Visa is to give software application developers open access to its technology, products and services with the launch of Visa Developer. The new platform will initially offer access to the likes of account holder identification, person-to-person payment capabilities, secure in-store and online payment services such as Visa Checkout, currency conversion and consumer transaction alerts. The plan is to introduce more of its payment capabilities over the next year. Over the past few months, financial institutions, technology companies, and startups have participated in beta trials of the new platform. These include Capital One, CIBC, Emirates NBD, National Australia Bank (NAB), RBC, TD Bank, Scotiabank, TSYS, U.S. Bank and VenueNext.

Gilles Ubaghs, senior analyst, financial services technology at Ovum, comments: “The explosion in growth for payment providers such as Stripe and Braintree has provided a broader shift in thinking in the payments space, with a focus on developer friendly tools,that are flexible and easy to deploy. Whereas traditionally, the choice of payment provider was largely an accounting and finance issue, developers have now come to the fore as key decision makers in payments. The API-fication of payments will continue to gather momentum, and has the potential to lead to a significant increase in new payment services and functionalities.”

He adds that, by providing the tools for developers in startups, and amongst major enterprises, this ultimately helps protect Visa from the risk of disintermediation. Its brand visibility will likely fall into the background in some deployments, but the company will nonetheless form the backbone of these services. This will help to ensure transaction volumes remain high in an increasingly cardless world, and keep Visa at the centre of the digital payments ecosystem. This also means that newer Visa services, such as tokenization, and P2P push payments can spread more rapidly to a wider end user base than may have been possible on a traditional bank by bank approach.

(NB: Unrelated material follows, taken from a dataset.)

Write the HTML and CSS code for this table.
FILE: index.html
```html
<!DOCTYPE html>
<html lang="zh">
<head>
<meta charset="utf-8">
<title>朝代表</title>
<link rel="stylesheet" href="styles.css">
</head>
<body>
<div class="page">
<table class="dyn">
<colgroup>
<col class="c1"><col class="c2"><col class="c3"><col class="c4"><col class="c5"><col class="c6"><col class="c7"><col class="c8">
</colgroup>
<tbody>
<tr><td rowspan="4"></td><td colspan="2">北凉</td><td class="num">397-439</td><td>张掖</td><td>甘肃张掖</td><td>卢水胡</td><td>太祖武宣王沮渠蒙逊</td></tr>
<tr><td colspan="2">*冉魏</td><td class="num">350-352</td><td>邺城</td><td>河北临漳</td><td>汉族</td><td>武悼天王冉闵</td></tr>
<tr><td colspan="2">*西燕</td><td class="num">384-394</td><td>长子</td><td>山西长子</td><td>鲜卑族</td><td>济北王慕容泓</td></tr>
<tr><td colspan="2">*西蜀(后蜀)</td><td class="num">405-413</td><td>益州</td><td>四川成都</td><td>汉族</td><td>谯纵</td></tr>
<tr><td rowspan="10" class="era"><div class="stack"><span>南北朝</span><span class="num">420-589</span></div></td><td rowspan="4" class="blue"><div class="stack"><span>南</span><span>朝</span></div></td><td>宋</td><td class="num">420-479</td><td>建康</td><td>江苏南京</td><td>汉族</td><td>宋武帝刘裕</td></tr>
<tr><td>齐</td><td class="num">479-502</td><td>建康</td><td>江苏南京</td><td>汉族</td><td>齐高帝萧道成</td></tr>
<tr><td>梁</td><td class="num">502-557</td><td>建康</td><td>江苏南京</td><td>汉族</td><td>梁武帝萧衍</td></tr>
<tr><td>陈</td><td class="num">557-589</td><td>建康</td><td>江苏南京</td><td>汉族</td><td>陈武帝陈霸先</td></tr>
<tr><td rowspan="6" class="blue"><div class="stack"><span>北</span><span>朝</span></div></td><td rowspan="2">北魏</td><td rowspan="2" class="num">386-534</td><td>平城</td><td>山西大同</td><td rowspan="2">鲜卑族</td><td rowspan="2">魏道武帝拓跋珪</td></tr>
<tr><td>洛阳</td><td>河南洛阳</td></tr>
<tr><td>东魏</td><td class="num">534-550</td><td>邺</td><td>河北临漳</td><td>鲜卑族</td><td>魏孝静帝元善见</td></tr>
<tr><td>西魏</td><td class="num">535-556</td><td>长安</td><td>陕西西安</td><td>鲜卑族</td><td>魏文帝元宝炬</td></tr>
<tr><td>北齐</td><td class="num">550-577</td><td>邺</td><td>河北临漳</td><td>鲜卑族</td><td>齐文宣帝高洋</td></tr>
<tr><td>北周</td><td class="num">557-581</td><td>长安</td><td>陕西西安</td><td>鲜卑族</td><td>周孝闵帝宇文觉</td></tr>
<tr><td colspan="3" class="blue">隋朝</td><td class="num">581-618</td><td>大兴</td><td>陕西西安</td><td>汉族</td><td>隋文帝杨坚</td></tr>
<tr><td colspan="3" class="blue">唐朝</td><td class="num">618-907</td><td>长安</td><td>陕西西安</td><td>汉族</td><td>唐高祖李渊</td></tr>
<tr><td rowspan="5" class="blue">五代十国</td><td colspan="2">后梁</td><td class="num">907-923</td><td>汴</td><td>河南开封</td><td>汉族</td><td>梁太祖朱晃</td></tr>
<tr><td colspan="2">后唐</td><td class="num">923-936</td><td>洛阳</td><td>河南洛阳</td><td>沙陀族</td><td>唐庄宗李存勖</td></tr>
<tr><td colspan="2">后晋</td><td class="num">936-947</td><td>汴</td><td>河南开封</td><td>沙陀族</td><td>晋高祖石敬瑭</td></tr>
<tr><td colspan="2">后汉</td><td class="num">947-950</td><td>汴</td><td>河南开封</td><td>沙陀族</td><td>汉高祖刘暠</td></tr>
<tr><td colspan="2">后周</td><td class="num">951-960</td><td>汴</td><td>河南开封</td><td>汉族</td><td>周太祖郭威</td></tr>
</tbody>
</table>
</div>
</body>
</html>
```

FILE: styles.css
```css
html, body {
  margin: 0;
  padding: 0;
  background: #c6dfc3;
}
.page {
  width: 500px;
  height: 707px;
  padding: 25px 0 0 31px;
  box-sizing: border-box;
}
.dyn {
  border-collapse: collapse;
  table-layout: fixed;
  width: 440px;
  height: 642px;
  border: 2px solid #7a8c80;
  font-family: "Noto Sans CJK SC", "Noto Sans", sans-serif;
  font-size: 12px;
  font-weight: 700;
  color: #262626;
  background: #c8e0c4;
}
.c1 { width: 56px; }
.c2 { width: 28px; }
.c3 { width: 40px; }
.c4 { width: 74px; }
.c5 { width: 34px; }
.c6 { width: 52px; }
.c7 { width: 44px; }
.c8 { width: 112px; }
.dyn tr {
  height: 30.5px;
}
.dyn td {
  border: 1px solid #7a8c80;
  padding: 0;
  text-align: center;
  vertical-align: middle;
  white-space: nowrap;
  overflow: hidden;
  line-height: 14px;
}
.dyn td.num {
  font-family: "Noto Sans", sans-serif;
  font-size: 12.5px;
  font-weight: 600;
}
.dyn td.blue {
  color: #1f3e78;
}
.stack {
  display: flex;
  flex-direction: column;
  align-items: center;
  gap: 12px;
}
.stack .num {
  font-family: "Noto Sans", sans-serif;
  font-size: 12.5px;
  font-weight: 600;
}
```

Ubaghs adds: “Perceptions are slowly changing as Visa expands its technological services and offerings, but Visa Developer’s direct appeal to the developer community gives it scope to circumnavigate existing bank partners and significantly increase its role in the broader digital payments market. By expanding its positioning, particularly in terms of live deployments and on the ground offerings, this will help to speed up its strategic realignment with its core bank partners.”